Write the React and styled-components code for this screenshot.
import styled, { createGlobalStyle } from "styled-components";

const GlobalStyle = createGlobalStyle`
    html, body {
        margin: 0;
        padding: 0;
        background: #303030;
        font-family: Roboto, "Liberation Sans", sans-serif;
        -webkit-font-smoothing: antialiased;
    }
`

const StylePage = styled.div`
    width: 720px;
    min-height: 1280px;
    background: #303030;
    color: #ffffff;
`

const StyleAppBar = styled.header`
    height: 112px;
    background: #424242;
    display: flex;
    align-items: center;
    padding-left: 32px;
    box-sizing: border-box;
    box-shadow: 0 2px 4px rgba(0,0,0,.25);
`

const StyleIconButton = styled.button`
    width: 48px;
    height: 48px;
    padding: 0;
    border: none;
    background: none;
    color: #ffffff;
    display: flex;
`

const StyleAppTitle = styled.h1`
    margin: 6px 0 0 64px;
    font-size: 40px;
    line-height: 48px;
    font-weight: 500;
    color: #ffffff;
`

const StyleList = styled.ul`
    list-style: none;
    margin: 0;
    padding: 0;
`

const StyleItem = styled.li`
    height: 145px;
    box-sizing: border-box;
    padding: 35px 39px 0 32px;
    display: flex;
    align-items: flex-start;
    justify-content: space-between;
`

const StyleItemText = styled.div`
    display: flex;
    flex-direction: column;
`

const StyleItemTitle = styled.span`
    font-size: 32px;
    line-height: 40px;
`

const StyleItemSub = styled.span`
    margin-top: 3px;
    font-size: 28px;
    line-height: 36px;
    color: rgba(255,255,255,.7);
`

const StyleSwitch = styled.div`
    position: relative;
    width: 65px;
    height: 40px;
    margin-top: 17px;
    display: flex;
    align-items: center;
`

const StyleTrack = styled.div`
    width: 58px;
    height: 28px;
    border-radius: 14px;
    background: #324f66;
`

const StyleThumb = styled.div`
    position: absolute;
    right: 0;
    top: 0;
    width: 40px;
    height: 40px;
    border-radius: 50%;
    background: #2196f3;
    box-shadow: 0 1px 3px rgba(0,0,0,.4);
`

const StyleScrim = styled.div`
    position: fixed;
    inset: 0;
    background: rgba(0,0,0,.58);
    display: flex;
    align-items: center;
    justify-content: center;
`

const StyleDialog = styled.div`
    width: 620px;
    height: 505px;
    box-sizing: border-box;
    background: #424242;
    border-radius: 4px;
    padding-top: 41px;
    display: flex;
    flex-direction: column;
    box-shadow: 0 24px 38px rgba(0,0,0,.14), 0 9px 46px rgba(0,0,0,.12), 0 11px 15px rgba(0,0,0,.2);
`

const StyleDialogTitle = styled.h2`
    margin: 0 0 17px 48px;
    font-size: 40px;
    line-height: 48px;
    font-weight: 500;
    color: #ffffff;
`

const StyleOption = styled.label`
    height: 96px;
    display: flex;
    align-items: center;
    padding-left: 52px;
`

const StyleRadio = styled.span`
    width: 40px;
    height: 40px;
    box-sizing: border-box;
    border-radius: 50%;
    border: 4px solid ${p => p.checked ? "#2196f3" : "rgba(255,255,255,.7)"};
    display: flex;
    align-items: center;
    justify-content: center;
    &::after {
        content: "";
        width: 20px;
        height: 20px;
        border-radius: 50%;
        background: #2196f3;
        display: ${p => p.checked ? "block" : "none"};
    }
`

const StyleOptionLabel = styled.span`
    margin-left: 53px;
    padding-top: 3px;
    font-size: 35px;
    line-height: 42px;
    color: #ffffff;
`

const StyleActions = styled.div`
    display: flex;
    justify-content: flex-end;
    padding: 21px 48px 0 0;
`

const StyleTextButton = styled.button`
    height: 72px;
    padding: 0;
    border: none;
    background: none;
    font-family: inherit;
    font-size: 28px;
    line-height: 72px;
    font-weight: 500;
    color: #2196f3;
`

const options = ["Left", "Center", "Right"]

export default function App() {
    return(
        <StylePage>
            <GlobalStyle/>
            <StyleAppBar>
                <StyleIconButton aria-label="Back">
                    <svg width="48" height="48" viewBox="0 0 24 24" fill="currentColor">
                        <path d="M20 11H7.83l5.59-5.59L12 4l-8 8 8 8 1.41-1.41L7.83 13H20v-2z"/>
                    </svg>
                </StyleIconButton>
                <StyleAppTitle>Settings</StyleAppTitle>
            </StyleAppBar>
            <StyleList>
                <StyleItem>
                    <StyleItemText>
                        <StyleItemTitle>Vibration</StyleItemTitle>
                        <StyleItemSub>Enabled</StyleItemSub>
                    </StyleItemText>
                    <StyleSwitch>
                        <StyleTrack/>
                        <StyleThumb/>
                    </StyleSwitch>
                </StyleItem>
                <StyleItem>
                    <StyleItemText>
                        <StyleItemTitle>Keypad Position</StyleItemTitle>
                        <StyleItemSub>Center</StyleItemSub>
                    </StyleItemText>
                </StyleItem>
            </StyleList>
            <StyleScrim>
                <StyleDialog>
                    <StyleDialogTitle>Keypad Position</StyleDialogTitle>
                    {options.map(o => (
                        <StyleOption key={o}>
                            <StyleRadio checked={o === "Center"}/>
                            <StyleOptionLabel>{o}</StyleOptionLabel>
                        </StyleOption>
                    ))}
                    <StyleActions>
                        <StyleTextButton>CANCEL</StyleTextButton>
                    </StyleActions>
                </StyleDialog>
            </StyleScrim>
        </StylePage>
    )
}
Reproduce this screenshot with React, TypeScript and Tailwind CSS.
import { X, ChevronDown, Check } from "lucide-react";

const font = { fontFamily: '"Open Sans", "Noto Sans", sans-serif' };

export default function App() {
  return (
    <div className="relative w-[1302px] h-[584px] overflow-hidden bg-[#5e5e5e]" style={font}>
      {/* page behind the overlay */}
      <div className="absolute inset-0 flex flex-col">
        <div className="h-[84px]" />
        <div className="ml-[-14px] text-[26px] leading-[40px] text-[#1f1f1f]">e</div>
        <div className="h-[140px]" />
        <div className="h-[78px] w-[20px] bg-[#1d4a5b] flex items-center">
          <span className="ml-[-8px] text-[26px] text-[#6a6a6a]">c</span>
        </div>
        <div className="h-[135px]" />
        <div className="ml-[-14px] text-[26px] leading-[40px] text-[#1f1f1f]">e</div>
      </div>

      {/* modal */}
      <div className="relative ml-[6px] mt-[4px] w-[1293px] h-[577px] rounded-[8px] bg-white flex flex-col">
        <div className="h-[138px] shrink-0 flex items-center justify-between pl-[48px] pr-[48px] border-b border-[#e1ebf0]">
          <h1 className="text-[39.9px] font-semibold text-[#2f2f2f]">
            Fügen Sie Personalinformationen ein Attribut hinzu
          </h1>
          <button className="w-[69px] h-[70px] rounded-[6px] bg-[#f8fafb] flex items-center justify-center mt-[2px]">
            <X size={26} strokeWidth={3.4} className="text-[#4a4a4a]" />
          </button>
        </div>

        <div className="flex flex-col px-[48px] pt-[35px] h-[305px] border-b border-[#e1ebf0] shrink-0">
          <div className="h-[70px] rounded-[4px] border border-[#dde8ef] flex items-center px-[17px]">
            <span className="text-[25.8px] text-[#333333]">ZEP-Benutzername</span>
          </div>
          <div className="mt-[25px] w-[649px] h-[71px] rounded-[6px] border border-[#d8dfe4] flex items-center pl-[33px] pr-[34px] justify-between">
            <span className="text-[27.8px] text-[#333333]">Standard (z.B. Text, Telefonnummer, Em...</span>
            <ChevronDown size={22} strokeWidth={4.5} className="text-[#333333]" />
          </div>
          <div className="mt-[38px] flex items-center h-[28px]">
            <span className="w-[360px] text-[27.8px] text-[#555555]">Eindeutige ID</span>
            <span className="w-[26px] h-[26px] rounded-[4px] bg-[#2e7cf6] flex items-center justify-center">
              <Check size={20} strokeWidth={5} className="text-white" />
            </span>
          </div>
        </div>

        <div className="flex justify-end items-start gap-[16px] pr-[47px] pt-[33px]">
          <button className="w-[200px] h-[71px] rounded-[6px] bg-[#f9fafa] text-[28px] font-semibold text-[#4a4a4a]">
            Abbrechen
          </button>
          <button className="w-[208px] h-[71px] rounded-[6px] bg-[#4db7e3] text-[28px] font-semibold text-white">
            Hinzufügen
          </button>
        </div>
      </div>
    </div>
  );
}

—————

## Problem statement
From the entries above, select each line containing the string "screenshot".

## Output of the task
Write the React and styled-components code for this screenshot.
Reproduce this screenshot with React, TypeScript and Tailwind CSS.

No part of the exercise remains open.